Le projet, qui imposait aux éditeurs et subsidiairement aux imprimeurs un sacrifice minime et compensé par les avantages de la publicité et de la conservation, ne put aboutir parce qu'il se heurta à la double opposition des éditeurs, qui y virent un impôt d'exception, et des imprimeurs qui étaient obligés, dans un but de contrôle du dépôt, de déclarer ce qu'ils imprimaient. A cet égard, il est significatif de mentionner qu'un autre projet conçu par la Bibliothèque royale en 193I et prévoyant l'obligation pour les éditeurs de déposer leur production contre paiement du prix de vente diminué de 30% - pourcentage équivalent à la remise consentie par eux aux libraires et aux distributeurs - fut rejeté par l'Administration à la suite d'une intervention parlementaire. On doit en conclure qu'il y avait d'autres raisons que celles invoquées par ceux qui refusaient le dépôt : c'était la répugnance à y être astreint et à effectuer des formalités s'ajoutant, dans leur esprit, à toutes celles imposées par l'État aux commerçants.

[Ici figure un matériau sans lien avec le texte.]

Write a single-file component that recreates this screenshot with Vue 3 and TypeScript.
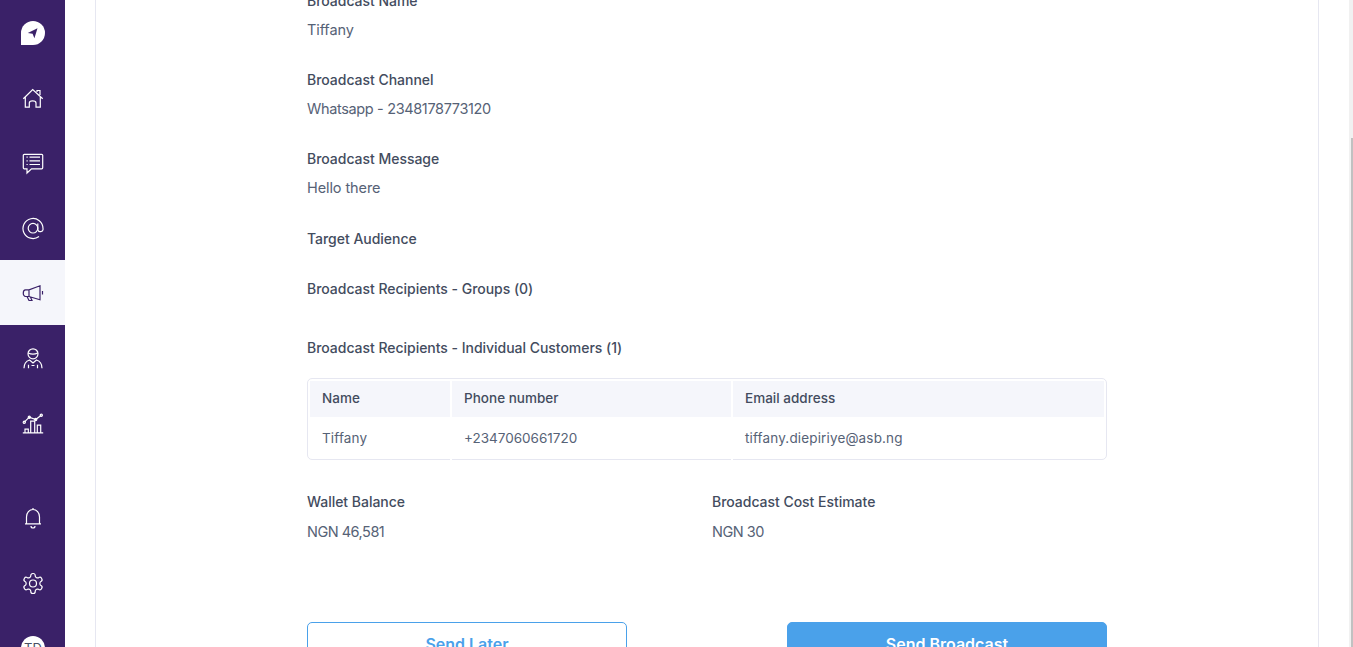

Ce manque de maturité professionnelle fit place à une attitude plus constructive de la part des éditeurs en 1945, quand fut déposé un nouveau projet de loi qui reprenait avec quelques modifications de détail celui rejeté en 1926. En effet, si d'une part les éditeurs restaient résolument hostiles au principe du dépôt gratuit, ils semblaient d'autre part disposés maintenant à accepter l'obligation du dépôt moyennant rétribution. Le projet de loi étant devenu caduc par suite de la dissolution des Chambres, la Bibliothèque royale saisit cette occasion pour préparer un texte qui tiendrait compte de l'objection principale des éditeurs. Elle engagea à cette fin des pourparlers avec le Cercle belge de la Librairie et le Syndicat des éditeurs belges, qui donnèrent leur accord de principe pour un dépôt légal payé à concurrence de 75 % du prix de vente des ouvrages. Le Syndicat proposa en plus de prendre entièrement à sa charge l'impression et la diffusion des bulletins de la Bibliographie de Belgique sous condition d'en percevoir le montant des abonnements et d'y faire de la publicité. Mais cette tentative de rapprocher les points de vue resta sans suite. La Belgique demeura ainsi un des derniers pays d'Europe qui ne pratiquait pas le dépôt légal et le seul dont la bibliothèque nationale dut établir la bibliographie courante officielle sans l'aide efficace d'un dépôt obligatoire ou volontaire.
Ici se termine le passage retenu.